Hair & Beauty

Your Options For Resurfacing And Rejuvenating Your Skin


While they may sound like the same thing, there is a difference between resurfacing and rejuvenating skin. Any treatment that is intended to make your skin look younger and more vibrant is considered skin rejuvenation. Skin resurfacing is a form of rejuvenation that involves exfoliation of the surface of the skin to remove signs of ageing and imperfections. There are many different methods to accomplish the task of rejuvenating your skin.

Facial Peels

One of the most common methods of skin resurfacing is the facial peel. With this treatment, a chemical is applied to the surface of the skin to remove damaged skin cells. The peels range in strength from mild to deep.

  • Mild peels, also called superficial peels, are used to gently lift dead skin cells away and result in the skin looking fresher. They are extremely popular for the speed of which they are applied, which gave them the nickname of a lunchtime peel. The mild peels require no recovery time and can be repeated every one to four weeks.
  • Deep peels use a stronger chemical such as phenol or tricholoracetic acid to penetrate the deeper layer of skin. Recovery time is around two weeks or longer and comes with several side effects and higher risks. It treats moderate lines and wrinkles, shallow scars, and age spots. Results of a deep peel can last for many years, though the treatment may only be performed once.

Laser Skin Resurfacing

Resurfacing your skin with a a medical laser is performed by a trained technician who is well versed in proper usage of this instrument. It either uses an ablative laser, meaning that it causes intentional damage to the skin or a non-ablative laser, meaning it leaves the surface skin layer intact.

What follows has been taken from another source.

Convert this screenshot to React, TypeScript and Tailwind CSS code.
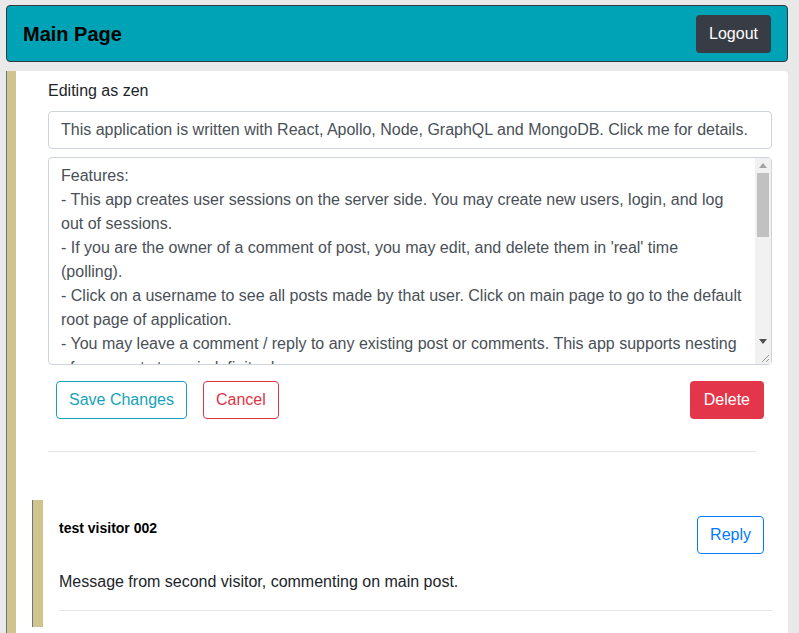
import { useState } from "react"

const details = `Features:
- This app creates user sessions on the server side. You may create new users, login, and log out of sessions.
- If you are the owner of a comment of post, you may edit, and delete them in 'real' time (polling).
- Click on a username to see all posts made by that user. Click on main page to go to the default root page of application.
- You may leave a comment / reply to any existing post or comments. This app supports nesting of comments to an indefinite degree.
- Comments are loaded recursively, each reply is shown below the comment it belongs to.
- Only logged in users may create posts, comments or replies.

Technologies:
- React for the client side user interface.
- Apollo Client for querying and caching data from the GraphQL server.
- Node and Express with Apollo Server on the server side.
- MongoDB for storing users, posts and comments.
- Bootstrap for styling.`

function FakeScrollbar() {
  // headless browser hides native scrollbars, so draw one over the textarea
  return (
    <div className="pointer-events-none absolute bottom-px right-px top-px flex w-[16px] flex-col bg-[#f1f1f1]">
      <div className="flex h-[15px] items-center justify-center">
        <svg width="8" height="5" viewBox="0 0 8 5">
          <polygon points="0,5 8,5 4,0" fill="#a3a3a3" />
        </svg>
      </div>
      <div className="flex-1">
        <div className="mx-[2px] h-[64px] bg-[#c1c1c1]" />
      </div>
      <div className="flex h-[15px] items-center justify-center">
        <svg width="8" height="5" viewBox="0 0 8 5">
          <polygon points="0,0 8,0 4,5" fill="#505050" />
        </svg>
      </div>
      <div className="flex h-[15px] items-end justify-end bg-[#f1f1f1] pb-[2px] pr-[2px]">
        <svg width="8" height="8" viewBox="0 0 8 8">
          <line x1="1" y1="8" x2="8" y2="1" stroke="#9a9a9a" strokeWidth="1" />
          <line x1="5" y1="8" x2="8" y2="5" stroke="#9a9a9a" strokeWidth="1" />
        </svg>
      </div>
    </div>
  )
}

export default function App() {
  const [title, setTitle] = useState(
    "This application is written with React, Apollo, Node, GraphQL and MongoDB. Click me for details."
  )
  const [body, setBody] = useState(details)

  return (
    <div className="min-h-screen bg-[#e9e9e9] pl-[6px] pr-[11px] pt-[5px] font-['Liberation_Sans',Arial,sans-serif] text-[16px] leading-6 text-[#212529]">
      {/* HEADER */}
      <div className="flex h-[57px] items-center justify-between rounded-[4px] border border-[#343a40] bg-[#00a2b5] pl-4 pr-4">
        <span className="text-[20px] font-bold text-black">Main Page</span>
        <button className="h-[38px] rounded-[4px] bg-[#383d45] px-[13px] text-white">Logout</button>
      </div>

      {/* POST CARD */}
      <div className="ml-px mt-[9px] rounded-tr-[4px] border-l-[9px] border-l-[#cfc48d] bg-white pb-10 shadow-[-1px_0_0_0_#6c757d]">
        <div className="pl-8 pr-4 pt-[8px]">
          <div className="mb-[8px]">Editing as zen</div>
          <input
            value={title}
            onChange={(e) => setTitle(e.target.value)}
            className="block h-[38px] w-full rounded-[4px] border border-[#ced4da] px-3 text-[#495057] outline-none"
          />
          <div className="relative mt-2">
            <textarea
              value={body}
              onChange={(e) => setBody(e.target.value)}
              className="block h-[208px] w-full resize-none overflow-y-scroll rounded-[4px] border border-[#ced4da] py-[6px] pl-3 pr-[28px] leading-6 text-[#495057] outline-none"
            />
            <FakeScrollbar />
          </div>
          <div className="mt-4 flex px-2">
            <button className="h-[38px] rounded-[4px] border border-[#17a2b8] px-3 text-[#17a2b8]">Save Changes</button>
            <button className="ml-4 h-[38px] rounded-[4px] border border-[#dc3545] px-3 text-[#dc3545]">Cancel</button>
            <button className="ml-auto h-[38px] rounded-[4px] bg-[#e3364a] px-[14px] text-white">Delete</button>
          </div>
          <div className="mr-4 mt-8 border-t border-[#e5e5e5]" />
        </div>

        {/* COMMENT */}
        <div className="ml-[17px] mt-12 border-l-[10px] border-l-[#cfc48d] bg-white pb-4 pl-4 pr-4 pt-4 shadow-[-1px_0_0_0_#6c757d]">
          <div className="flex items-start justify-between pr-2">
            <span className="pt-[2px] text-[14px] font-bold leading-5 text-black">test visitor 002</span>
            <button className="h-[38px] rounded-[4px] border border-[#007bff] px-3 text-[#007bff]">Reply</button>
          </div>
          <div className="mt-[16px]">Message from second visitor, commenting on main post.</div>
          <div className="mt-[16px] border-t border-[#e5e5e5]" />
        </div>
      </div>
    </div>
  )
}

  • In resurfacing with an ablative laser, the procedure targets the surface of the skin to remove the cells layer by layer to achieve the desired results. This procedure improves your skin’s appearance by removing wrinkles, smoothing and tightening the skin, and correcting pigmentation issues. While the treatment is similar to dermabrasion and facial peels, the difference is that lasers are more precise in what cells are targeted and how many layers are removed.
  • Non-ablative lasers target the skin layer underneath the surface to heat the cells using controlled light energy. As the cells heat up, the skin contracts or tightens in response. The heat injures the cells in a controlled manner, triggering the skin to produce collagen to heal and replace damaged cells. Because the surface layer of skin is left undamaged, it is ideal for a wider variety of candidates.


The skin may also be exfoliated or resurfaced using machines that remove layers of skin with abrasion. Dermabrasion can penetrate deep into the skin whereas microdermabrasion is a superficial treatment.

  • Dermabrasion uses an instrument with brushes on a rotating wheel on one end. It is used to remove layers of skin to remove scars and other skin imperfections. Because it is fairly invasive, it requires some form of anaesthesia. Recovery time takes around two weeks and can require pain medication. This form of skin resurfacing is like a deep chemical peel in that it has higher risks and side effects.
  • Microdermabrasion is a method that uses an instrument that sprays fine crystals at the surface of the skin to exfoliate it. This device often has a suction device attached to capture the particles and skin cells as well. Since microdermabrasion only provides light exfoliation, it has a quick recovery time, minimal side effects, and is low risk.